The watch scandal has done the opposite. That the National Anti-Corruption Commission, headed by a Prawit loyalist, has come out to support the defence minister has only inflamed suspicions. The NACC surmised, for example, that the watches may be fewer but merely used with different straps, and that Gen Prawit needed only to declare his own assets, not the watches if he had indeed borrowed them from friends. Meanwhile, Gen Prawit's outrageous claim that a now-deceased friend lent one watch to him has not gone far in public acceptance.

For his strongman instincts, Prime Minister Prayut has taken Gen Prawit's watch scandal in stride. It is understandable because both generals are as close as comrades can be to real brothers. But it smacks of hypocrisy because Gen Prayut has used absolute power through Section 44 of the interim charter repeatedly to right this and that wrong. In addition, the prime minister has revved up his belligerent tactics and badgering ways at reporters and critics as if he were unassailable and untouchable, a supposedly benevolent dictator morphing into a bullying tyrant.

What is likely to happen now is that the government will try to ride out the storm with or without Gen Prawit's resignation, which may be too little and too late by the time it takes place. In turn, the scandal over the watches has reassembled some of the civil society voices that have been divided in recent years. They still have fundamental differences over how Thailand should proceed in the years ahead but for now they are united in standing against apparent graft.
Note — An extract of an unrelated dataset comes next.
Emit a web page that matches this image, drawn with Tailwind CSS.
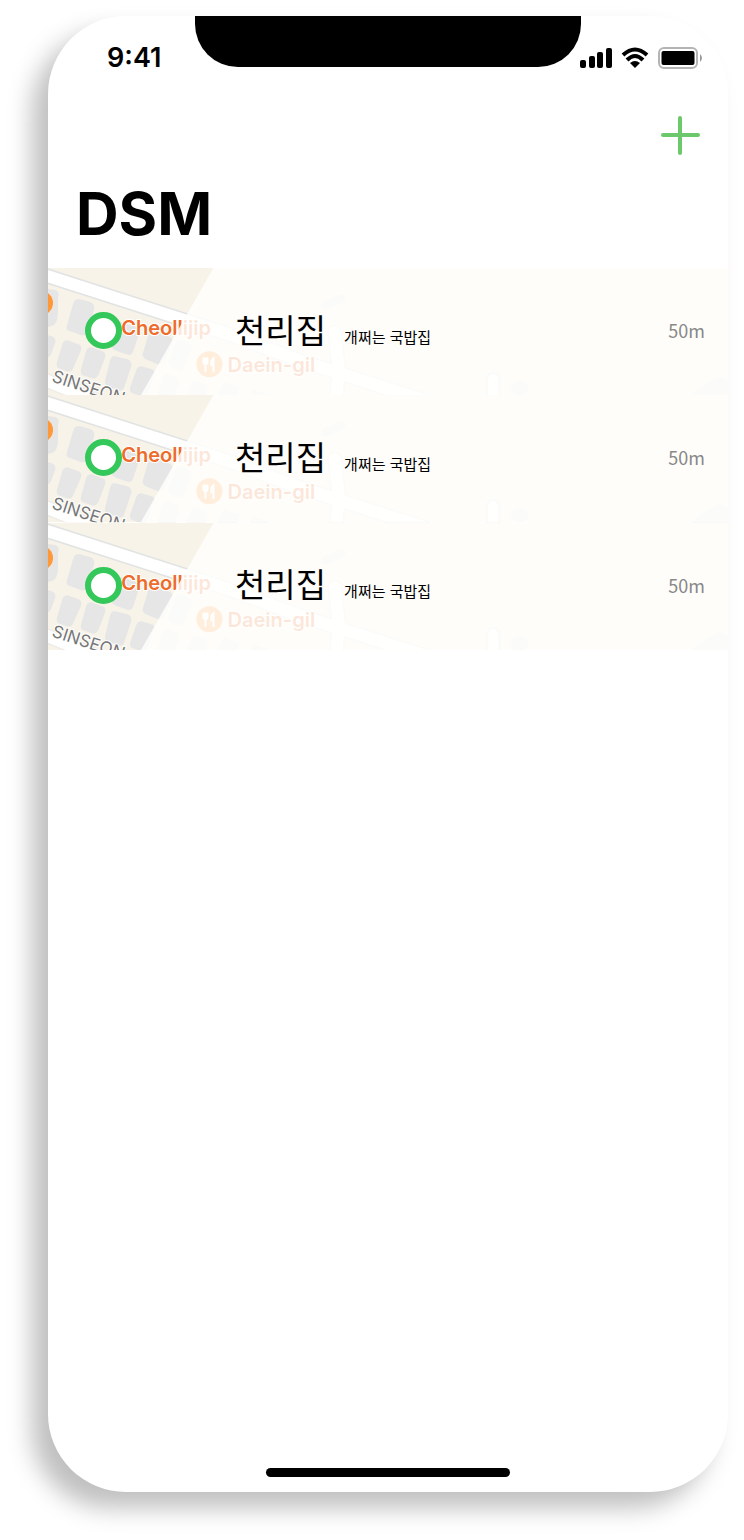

Protests against the government's long-term plan to stay in power are likely to expand and will increasingly include more than the usual faces of dissent. Yet the various anti-coup voices are likely to play more of a complementary than a decisive role. When those who egged on the coup become the opponents of the coup-wrought government, those in the current military regime are in trouble. These government opponents are likely to prove more consequential and decisive.